▸ **Stated exercise**
Find how many lines in the data below include the word "React", then write only that number.

# Start of Recorded data

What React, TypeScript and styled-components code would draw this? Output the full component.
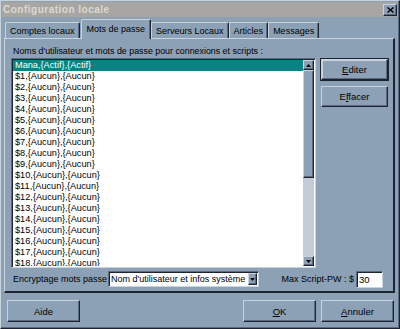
import React from "react";
import styled, { createGlobalStyle, css } from "styled-components";

const C = {
  face: "#8ca0b6",
  light: "#c9d3de",
  shadow: "#5b6a80",
  dark: "#1c2430",
  title: "#a8a6a3",
  titleText: "#dcd8d2",
  track: "#c3ccd7",
  sel: "#0a8282",
};

const font = `"Liberation Sans", Arial, sans-serif`;

const Global = createGlobalStyle`
  html, body { margin: 0; padding: 0; background: ${C.face}; }
  * { box-sizing: border-box; }
`;

const raised = css`
  border: 1px solid;
  border-color: ${C.light} ${C.dark} ${C.dark} ${C.light};
  box-shadow: inset -1px -1px 0 ${C.shadow};
`;

const sunken = css`
  border: 1px solid;
  border-color: ${C.shadow} ${C.light} ${C.light} ${C.shadow};
  box-shadow: inset 1px 1px 0 ${C.dark};
`;

const Window = styled.div`
  width: 400px;
  height: 329px;
  background: ${C.face};
  ${raised};
  padding: 1px;
  display: flex;
  flex-direction: column;
  font-family: ${font};
  font-size: 9px;
  color: #000;
`;

const TitleBar = styled.div`
  height: 15px;
  background: ${C.title};
  display: flex;
  align-items: center;
  justify-content: space-between;
  padding: 0 1px 0 1px;
`;

const TitleText = styled.span`
  font-weight: bold;
  font-size: 10px;
  letter-spacing: 0.5px;
  color: ${C.titleText};
`;

const CloseButton = styled.div`
  width: 14px;
  height: 12px;
  background: ${C.face};
  ${raised};
  display: flex;
  align-items: center;
  justify-content: center;
`;

const TabArea = styled.div`
  margin: 2px 3px 0 2px;
  display: flex;
  flex-direction: column;
`;

const TabStrip = styled.div`
  height: 19px;
  display: flex;
  align-items: flex-end;
  padding-left: 1px;
`;

const Tab = styled.div<{ $active?: boolean }>`
  position: relative;
  height: ${(p) => (p.$active ? 20 : 16)}px;
  margin: ${(p) => (p.$active ? "0 0 -1px 1px" : "0")};
  z-index: ${(p) => (p.$active ? 1 : 0)};
  padding: 0 ${(p) => (p.$active ? 5 : 4)}px;
  background: ${C.face};
  border-top: 1px solid ${C.light};
  border-left: 1px solid ${C.light};
  border-right: 1px solid ${C.dark};
  box-shadow: inset -1px 0 0 ${C.shadow};
  border-top-left-radius: 2px;
  border-top-right-radius: 2px;
  display: flex;
  align-items: center;
  padding-bottom: ${(p) => (p.$active ? 2 : 0)}px;
  white-space: nowrap;
`;

const Panel = styled.div`
  height: 255px;
  border: 1px solid;
  border-color: ${C.light} ${C.dark} ${C.dark} ${C.light};
  border-right-width: 2px;
  border-bottom-width: 2px;
  padding: 7px 5px 3px 6px;
  display: flex;
  flex-direction: column;
`;

const Caption = styled.div`
  height: 11px;
  line-height: 11px;
  margin-left: 2px;
  margin-bottom: 1px;
  font-size: 8.85px;
  white-space: nowrap;
`;

const ListRow = styled.div`
  display: flex;
  gap: 5px;
  height: 210px;
`;

const ListBox = styled.div`
  width: 305px;
  height: 210px;
  background: #fff;
  ${sunken};
  padding: 1px 1px 1px 1px;
  display: flex;
`;

const Rows = styled.div`
  flex: 1;
  overflow: hidden;
`;

const Row = styled.div<{ $selected?: boolean }>`
  height: 11px;
  line-height: 11px;
  padding-left: 2px;
  font-size: 9.2px;
  white-space: nowrap;
  background: ${(p) => (p.$selected ? C.sel : "transparent")};
  color: ${(p) => (p.$selected ? "#fff" : "#000")};
`;

const ScrollBar = styled.div`
  width: 11px;
  display: flex;
  flex-direction: column;
  background: ${C.track};
`;

const ScrollButton = styled.div`
  width: 11px;
  height: 10px;
  background: ${C.face};
  ${raised};
  display: flex;
  align-items: center;
  justify-content: center;
`;

const Thumb = styled.div`
  height: 108px;
  background: ${C.face};
  ${raised};
`;

const Track = styled.div`
  flex: 1;
`;

const SideButtons = styled.div`
  display: flex;
  flex-direction: column;
  gap: 6px;
  padding-top: 1px;
`;

const Button = styled.div<{ $w?: number; $h?: number; $default?: boolean }>`
  width: ${(p) => p.$w ?? 67}px;
  height: ${(p) => p.$h ?? 21}px;
  background: ${C.face};
  border: 1px solid;
  border-color: ${C.light} ${C.dark} ${C.dark} ${C.light};
  box-shadow: inset -1px -1px 0 ${C.shadow};
  display: flex;
  align-items: center;
  justify-content: center;
  font-size: 9.5px;
  ${(p) =>
    p.$default &&
    css`
      outline: 1px solid ${C.dark};
      box-shadow: inset -1px -1px 0 ${C.shadow}, inset 1px 1px 0 ${C.light};
    `}
  u {
    text-decoration: underline;
  }
`;

const BottomRow = styled.div`
  margin-top: 2px;
  height: 18px;
  display: flex;
  align-items: center;
`;

const FieldLabel = styled.span<{ $ml?: number }>`
  margin-left: ${(p) => p.$ml ?? 0}px;
  white-space: nowrap;
`;

const Select = styled.div`
  margin-left: 1px;
  width: 151px;
  height: 16px;
  background: #fff;
  ${sunken};
  display: flex;
  align-items: stretch;
  padding: 1px 1px 1px 2px;
`;

const SelectText = styled.span`
  flex: 1;
  line-height: 12px;
  white-space: nowrap;
  overflow: hidden;
`;

const DropButton = styled.div`
  width: 9px;
  background: ${C.face};
  ${raised};
  display: flex;
  align-items: center;
  justify-content: center;
`;

const Spacer = styled.div`
  flex: 1;
`;

const NumInput = styled.div`
  margin-left: 2px;
  margin-right: 5px;
  width: 27px;
  height: 17px;
  background: #fff;
  ${sunken};
  padding: 1px 2px;
  line-height: 13px;
  font-size: 9.5px;
`;

const Footer = styled.div`
  margin-top: 7px;
  padding: 0 4px 0 5px;
  display: flex;
  gap: 5px;
`;

const Arrow = ({ down }: { down?: boolean }) => (
  <svg width="5" height="3" viewBox="0 0 5 3">
    <polygon points={down ? "0,0 5,0 2.5,3" : "0,3 5,3 2.5,0"} fill="#000" />
  </svg>
);

const rows = [
  "Mana,{Actif},{Actif}",
  ...Array.from({ length: 18 }, (_, i) => `$${i + 1},{Aucun},{Aucun}`),
];

export default function App() {
  return (
    <>
      <Global />
      <Window>
        <TitleBar>
          <TitleText>Configuration locale</TitleText>
          <CloseButton>
            <svg width="7" height="6" viewBox="0 0 7 6">
              <path d="M0.5 0.5 L6.5 5.5 M6.5 0.5 L0.5 5.5" stroke="#000" strokeWidth="1.5" />
            </svg>
          </CloseButton>
        </TitleBar>
        <TabArea>
          <TabStrip>
            <Tab>Comptes locaux</Tab>
            <Tab $active>Mots de passe</Tab>
            <Tab>Serveurs Locaux</Tab>
            <Tab>Articles</Tab>
            <Tab>Messages</Tab>
          </TabStrip>
          <Panel>
            <Caption>Noms d'utilisateur et mots de passe pour connexions et scripts :</Caption>
            <ListRow>
              <ListBox>
                <Rows>
                  {rows.map((r, i) => (
                    <Row key={r} $selected={i === 0}>
                      {r}
                    </Row>
                  ))}
                </Rows>
                <ScrollBar>
                  <ScrollButton>
                    <Arrow />
                  </ScrollButton>
                  <Thumb />
                  <Track />
                  <ScrollButton>
                    <Arrow down />
                  </ScrollButton>
                </ScrollBar>
              </ListBox>
              <SideButtons>
                <Button $default>
                  <span>
                    <u>E</u>diter
                  </span>
                </Button>
                <Button>
                  <span>
                    E<u>f</u>facer
                  </span>
                </Button>
              </SideButtons>
            </ListRow>
            <BottomRow>
              <FieldLabel $ml={2}>Encryptage mots passe</FieldLabel>
              <Select>
                <SelectText>Nom d'utilisateur et infos système</SelectText>
                <DropButton>
                  <Arrow down />
                </DropButton>
              </Select>
              <Spacer />
              <FieldLabel>Max Script-PW : $</FieldLabel>
              <NumInput>30</NumInput>
            </BottomRow>
          </Panel>
        </TabArea>
        <Footer>
          <Button $w={73} $h={22}>Aide</Button>
          <Spacer />
          <Button $w={73} $h={22}>
            <span>
              <u>O</u>K
            </span>
          </Button>
          <Button $w={73} $h={22}>
            <span>
              <u>A</u>nnuler
            </span>
          </Button>
        </Footer>
      </Window>
    </>
  );
}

# End of Recorded data

▸ **Answer below**
2